Zu diesem Worten aus Psalm 90,12 schildert der Schriftsteller Werner Bergengruen (1892–1964) in seiner Novelle „Legende von den zwei Worten“ eine interessante Begebenheit aus dem Leben Herzog Heinrichs von Bayern (973-1024).
Dieser Herzog Heinrich betete regelmäßig in einer Kapelle, die sich an einem abgelegenen Waldstück befand. Dort kommt er eines Tages wieder einmal hin und liest betend folgende Sätze in seinem Stundenbuch: „Auf jenen Tag wird Gott als der gerechte Richter dir die hinterlegte Krone der Gerechtigkeit geben“, und weiter: „Wer in der Anfechtung aushält, wird die verheißene Krone des Lebens empfangen“. Den Herzog durchzuckt es. „Das sind Andeutungen auf meinen Tod“, denkt er.
In seine Gedanken vertieft verlässt er die stille Waldkapelle.
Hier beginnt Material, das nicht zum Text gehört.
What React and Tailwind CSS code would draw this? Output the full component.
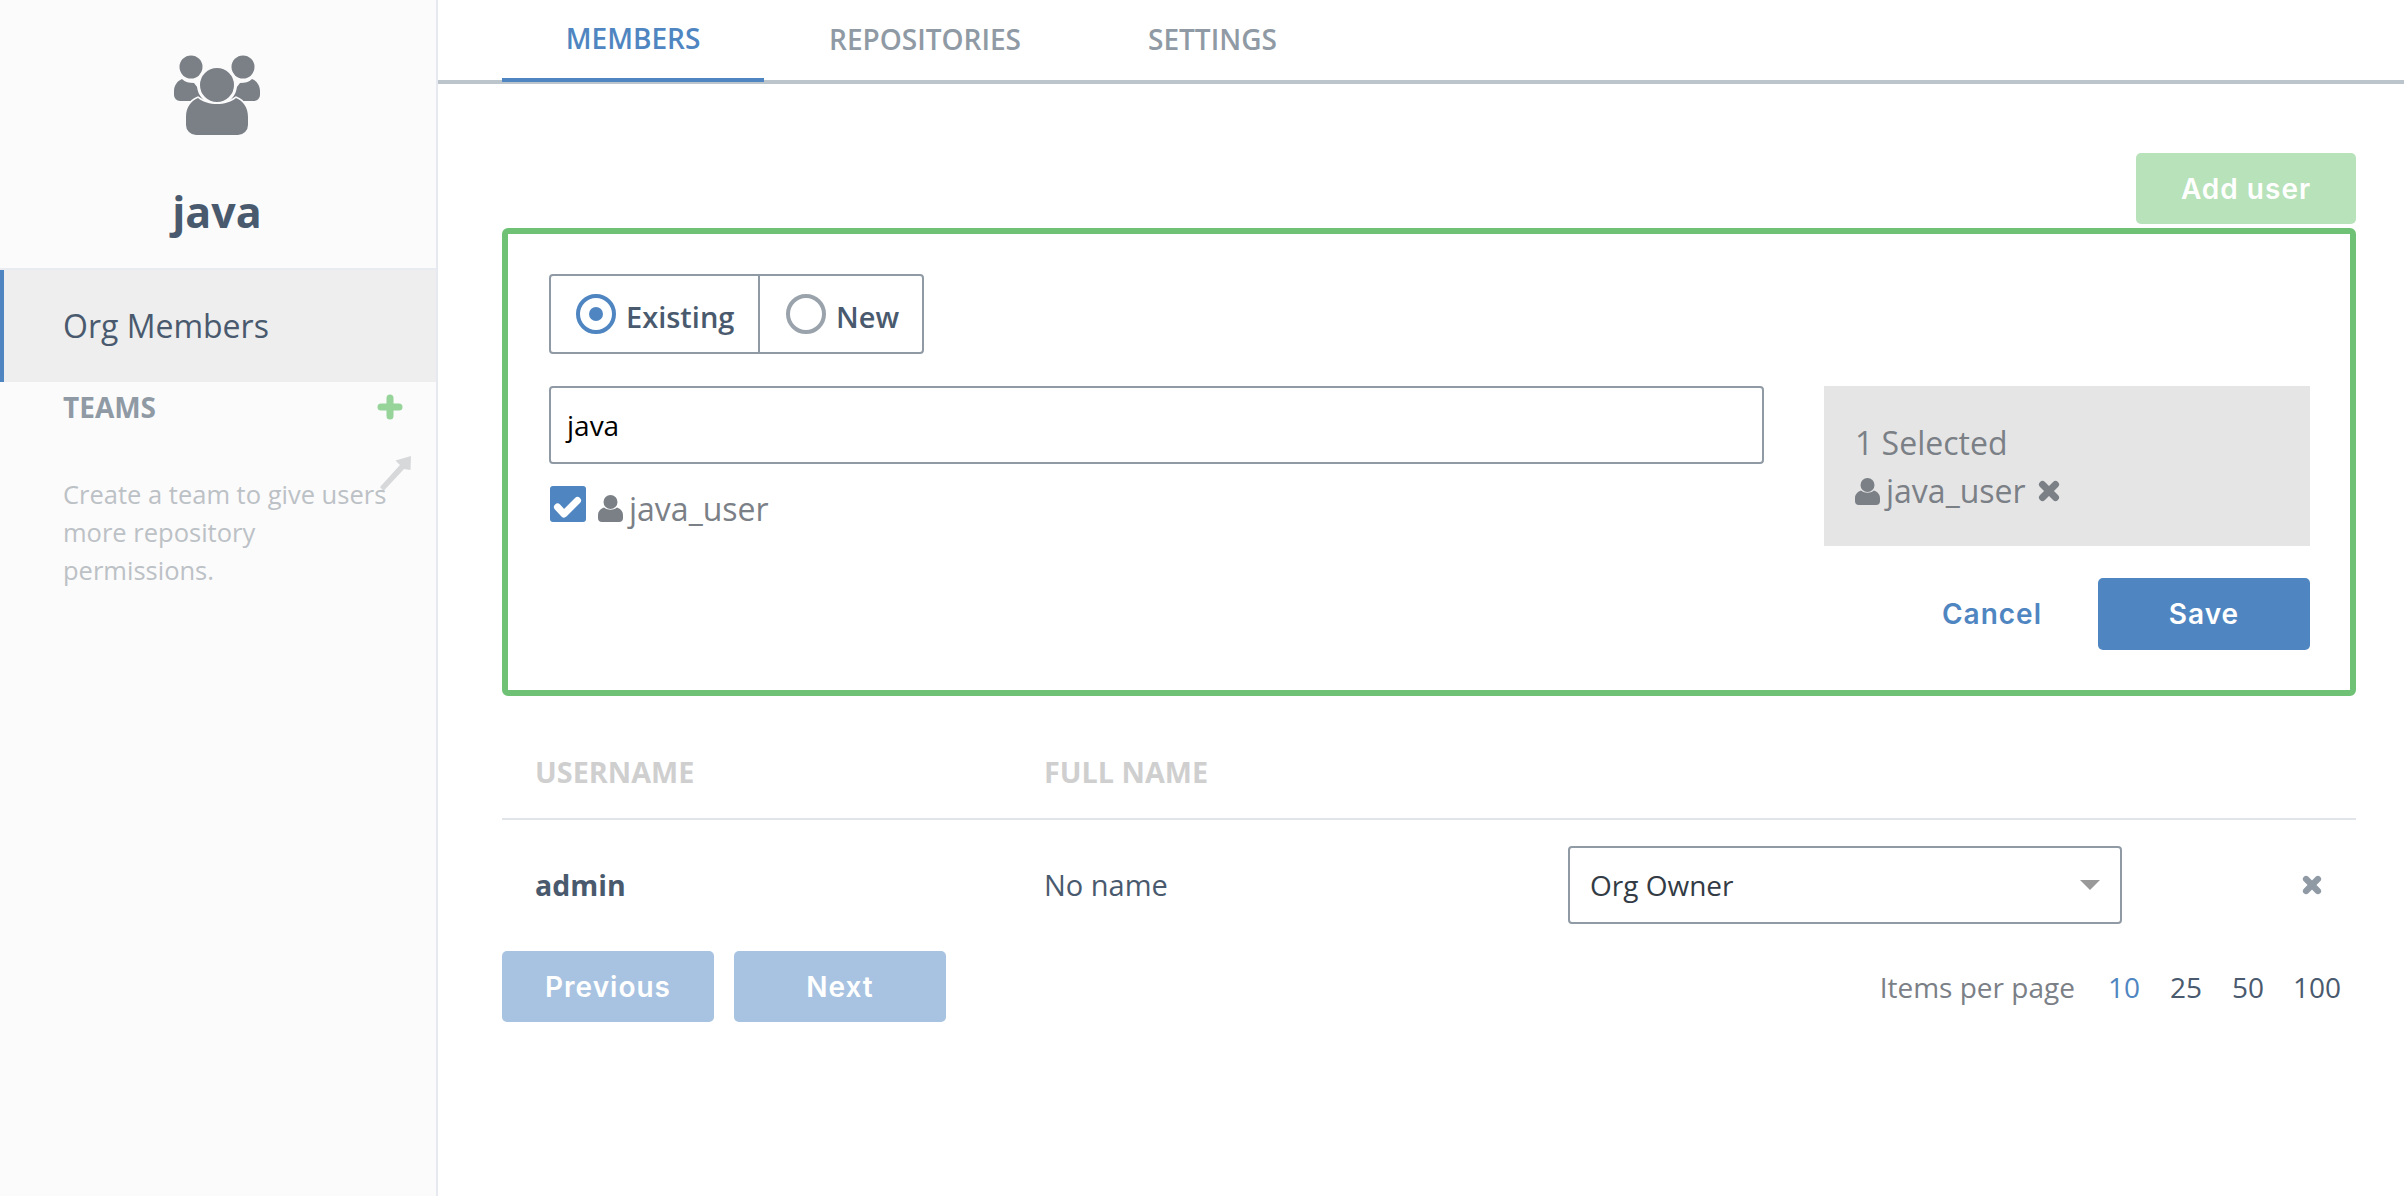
const sans = "font-['Open_Sans',sans-serif]";

function GroupIcon() {
  return (
    <svg width="86" height="80" viewBox="0 0 86 80" fill="#7b8087">
      <circle cx="17" cy="12" r="11.5" />
      <circle cx="69" cy="12" r="11.5" />
      <path d="M8 24C11 27 15 28 20 28L34 46H6A6 6 0 0 1 0 40V36C0 31 3 26 8 24Z" />
      <path d="M78 24C75 27 71 28 66 28L52 46H80A6 6 0 0 0 86 40V36C86 31 83 26 78 24Z" />
      <circle cx="43" cy="30" r="18.5" stroke="#fbfbfb" strokeWidth="3" />
      <path
        d="M12 62C12 52 17 46 24 43C29 47 36 49 43 49C50 49 57 47 62 43C69 46 74 52 74 62V70A10 10 0 0 1 64 80H22A10 10 0 0 1 12 70Z"
        stroke="#fbfbfb"
        strokeWidth="3"
        paintOrder="stroke"
      />
    </svg>
  );
}

function UserIcon() {
  return (
    <svg width="25" height="27" viewBox="0 0 25 27" fill="#7b8087" className="shrink-0">
      <circle cx="12.5" cy="7" r="7" />
      <path d="M0 20C0 16 3 13.500 6 12.500C8 14 10 14.700 12.500 14.700C15 14.700 17 14 19 12.500C22 13.500 25 16 25 20V23A4 4 0 0 1 21 27H4A4 4 0 0 1 0 23Z" />
    </svg>
  );
}

function CloseIcon({ size, color }) {
  return (
    <svg width={size} height={size} viewBox="0 0 22 22" stroke={color} strokeWidth="7" strokeLinecap="round" className="shrink-0">
      <path d="M4.500 4.500L17.500 17.500M17.500 4.500L4.500 17.500" />
    </svg>
  );
}

function Radio({ label, checked }) {
  return (
    <div className={`flex h-full items-center gap-[10px] ${checked ? 'w-[209px] pl-[25px] border-r-2 border-[#8f9aa5]' : 'pl-[26px] pr-[23px]'}`}>
      <span className={`flex h-[40px] w-[40px] items-center justify-center rounded-full border-[4px] ${checked ? 'border-[#4f86c1]' : 'border-[#9aa3ac]'}`}>
        {checked && <span className="h-[14px] w-[14px] rounded-full bg-[#4f86c1]" />}
      </span>
      <span className="pt-[5px] text-[29px] font-semibold text-[#4a5a6e]">{label}</span>
    </div>
  );
}

export default function App() {
  return (
    <div className={`flex min-h-[1196px] w-[2404px] bg-white ${sans}`}>
      {/* Sidebar */}
      <aside className="w-[438px] shrink-0 border-r-2 border-[#e6eaf0] bg-[#fbfbfb]">
        <div className="flex h-[270px] flex-col items-center border-b-2 border-[#e8ebef] pt-[55px] pr-[2px]">
          <GroupIcon />
          <h1 className="mt-[48px] text-[43px] leading-[58px] font-bold text-[#4a5a6e]">java</h1>
        </div>
        <div className="flex h-[112px] items-center border-l-4 border-[#4f86c1] bg-[#eeeeee] pl-[59px] text-[32px] text-[#4a5a6e]">
          Org Members
        </div>
        <div className="flex items-center justify-between pt-[6px] pr-[33px] pl-[63px]">
          <span className="text-[28px] leading-[38px] font-bold text-[#8f9aa5]">TEAMS</span>
          <svg width="26" height="26" viewBox="0 0 26 26" stroke="#96d49a" strokeWidth="7" strokeLinecap="round">
            <path d="M13 4V22M4 13H22" />
          </svg>
        </div>
        <div className="pr-[25px] pl-[63px]">
          <svg width="31" height="36" viewBox="0 0 31 36" className="mt-[30px] -mb-[17px] ml-auto" fill="#d6d8da">
            <path d="M31 0L15.500 4.500L20 9L0 31L3.500 35L24 13L30.500 14Z" />
          </svg>
          <p className="text-[25.500px] leading-[38px] text-[#bcc1c6]">
            Create a team to give users
            <br />
            more repository
            <br />
            permissions.
          </p>
        </div>
      </aside>

      {/* Main */}
      <main className="flex-1">
        <nav className="flex h-[84px] border-b-4 border-[#bcc5cc] pl-[64px] text-[28px] font-semibold">
          <div className="flex h-[82px] w-[262px] items-center justify-center border-b-4 border-[#4f86c1] pb-[3px] text-[#4f86c1]">MEMBERS</div>
          <div className="flex h-[80px] items-center px-[65px] pb-[3px] text-[#8f9aa5]">REPOSITORIES</div>
          <div className="flex h-[80px] items-center pl-[62px] pb-[3px] text-[#8f9aa5]">SETTINGS</div>
        </nav>

        <div className="pr-[48px] pl-[64px]">
          <div className="flex justify-end pt-[69px] pb-[4px]">
            <button className="h-[71px] w-[220px] rounded-[5px] bg-[#b8e2ba] font-['Inter',sans-serif] text-[28px] font-semibold tracking-[1px] text-white">
              Add user
            </button>
          </div>

          {/* Add member form */}
          <div className="h-[468px] rounded-[6px] border-[6px] border-[#6fc275] pt-[40px] pr-[40px] pl-[41px]">
            <div className="flex h-[80px] w-fit items-center rounded-[4px] border-2 border-[#8f9aa5]">
              <Radio label="Existing" checked />
              <Radio label="New" />
            </div>
            <div className="mt-[32px] flex justify-between">
              <div className="w-[1215px]">
                <div className="flex h-[78px] items-center rounded-[4px] border-2 border-[#8f9aa5] pl-[16px] text-[28px] text-black">java</div>
                <div className="mt-[21px] flex items-start">
                  <span className="mt-[1px] ml-[1px] h-[36px] w-[36px] rounded-[3px] bg-[#4f86c1]">
                    <svg width="36" height="36" viewBox="0 0 36 36" fill="none" stroke="#fff" strokeWidth="7" strokeLinecap="round" strokeLinejoin="round">
                      <path d="M7.500 21L14 28L27.500 14.500" />
                    </svg>
                  </span>
                  <span className="mt-[10px] ml-[12px]"><UserIcon /></span>
                  <span className="ml-[6px] text-[32px] leading-[48px] text-[#7b8087]">java_user</span>
                </div>
              </div>
              <div className="h-[160px] w-[486px] bg-[#e5e5e5] pt-[33px] pl-[31px] text-[32px] leading-[48px] text-[#7b8087]">
                <div>1 Selected</div>
                <div className="flex items-center">
                  <UserIcon />
                  <span className="ml-[6px]">java_user</span>
                  <span className="ml-[12px]"><CloseIcon size={22} color="#7b8087" /></span>
                </div>
              </div>
            </div>
            <div className="flex items-center justify-end pt-[32px]">
              <span className="font-['Inter',sans-serif] text-[28px] font-semibold tracking-[1px] text-[#4f86c1]">Cancel</span>
              <button className="ml-[56px] h-[72px] w-[212px] rounded-[5px] bg-[#4f86c1] font-['Inter',sans-serif] text-[28px] font-semibold tracking-[1px] text-white">
                Save
              </button>
            </div>
          </div>

          {/* Members table */}
          <div className="flex h-[124px] items-end border-b-2 border-[#e1e5e9] pb-[25px] text-[28.800px] font-bold text-[#cfcfcf]">
            <div className="w-[542px] pl-[33px]">USERNAME</div>
            <div>FULL NAME</div>
          </div>
          <div className="flex h-[130px] items-center text-[28px] text-[#4a5a6e]">
            <div className="w-[542px] pl-[33px] text-[28.500px] font-bold">admin</div>
            <div className="w-[524px] text-[29px]">No name</div>
            <div className="flex h-[78px] w-[554px] items-center justify-between rounded-[4px] border-2 border-[#8f9aa5] pr-[20px] pl-[20px] text-[#333b45]">
              Org Owner
              <span className="h-0 w-0 border-x-[10px] border-t-[10px] border-x-transparent border-t-[#999]" />
            </div>
            <span className="ml-[180px]"><CloseIcon size={20} color="#8f9aa5" /></span>
          </div>
          <div className="mt-[1px] flex items-center justify-between">
            <div className="flex gap-[20px] font-['Inter',sans-serif] text-[28px] font-semibold tracking-[1px] text-white">
              <button className="h-[71px] w-[212px] rounded-[5px] bg-[#a8c3e1]">Previous</button>
              <button className="h-[71px] w-[212px] rounded-[5px] bg-[#a8c3e1]">Next</button>
            </div>
            <div className="flex items-center pr-[15px] text-[28px] text-[#4a5a6e]">
              <span className="mr-[33px] text-[#7b8087]">Items per page</span>
              <span className="text-[#4f86c1]">10</span>
              <span className="ml-[30px]">25</span>
              <span className="ml-[30px]">50</span>
              <span className="ml-[29px]">100</span>
            </div>
          </div>
        </div>
      </main>
    </div>
  );
}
Plötzlich bemerkt er an der Wand neben dem Tor der Kapelle eine dunkelrot aufleuchtende Schrift. Er ist so verwirrt, dass er nur die ersten beiden Wörter lesen kann, bevor auch diese im Nichts verschwinden: „Nach sechs …“
Auf seinem Ritt nach Hause kombiniert der Herzog: „Verse, die über den Tod reden plus die Zahl sechs, ich glaub’ ich weiß worum es geht: Nach sechs Tagen werde ich sterben!“ Dieses Geheimnis behält der Herzog für sich selbst. In den folgenden Tagen, versucht er alles, was sein Leben auf der Erde betrifft, in beste Ordnung zu bringen. Er schließt Frieden mit allen möglichen Leuten, mit denen es Unstimmigkeiten gegeben hat. Doch der sechste Tag vergeht und er lebt zu seinem großen Erstaunen immer noch.
„Jetzt ist alles klar, es müssen sechs Wochen gemeint sein!“, so denkt der Herzog nun. Er versucht noch mehr, Streitereien beizulegen und auch in seiner Familie Frieden zu stiften. Doch nach dem Ende der sechs Wochen, passiert immer noch nichts. Herzog Heinrich meint nun zu wissen, dass es sich, bei der Botschaft um sechs Monate handelte. Auch diese gehen vorbei und es geschieht nichts von Bedeutung. Lediglich, die Leute, die um den Herzog herum sind bemerken etwas außergewöhnliches: Die Lebensweise des Herzogs hat sich massiv geändert.
Nachdem sechs Jahre vergangen sind, denkt er wieder über den Tod nach, er versucht die geordneten Verhältnisse mit den Mitmenschen beizubehalten. Er kommt zu dem Schluss, dass alles in bester Ordnung und in Frieden ist.
Am Abend steigt der Herzog auf sein Turmzimmer. Er blickt aus dem Fenster. Am Horizont sieht er eine Schar von Reitern immer schneller auf sein Schloss zu kommen. Er beschließt, ihnen entgegen zu reiten.
Als die Reiter und der Herzog aufeinander treffen, verkündigt einer der Reiter mit lauter Stimme: „Nach sechsstimmig geschehener Beschließung der sechs Kurfürsten laden wir dich, Heinrich von Bayern nach Aachen, die Krone des Heiligen Römischen Reiches zu empfangen.“
Fortan lautete sein Name Kaiser Heinrich II., genannt der Heilige. Er soll danach noch zehn Jahre regiert haben, bevor er in Frieden gestorben ist.
Heinrich II. war übrigens Sohn des bayerischen Herzogs Heinrich II., genannt „der Zänker“.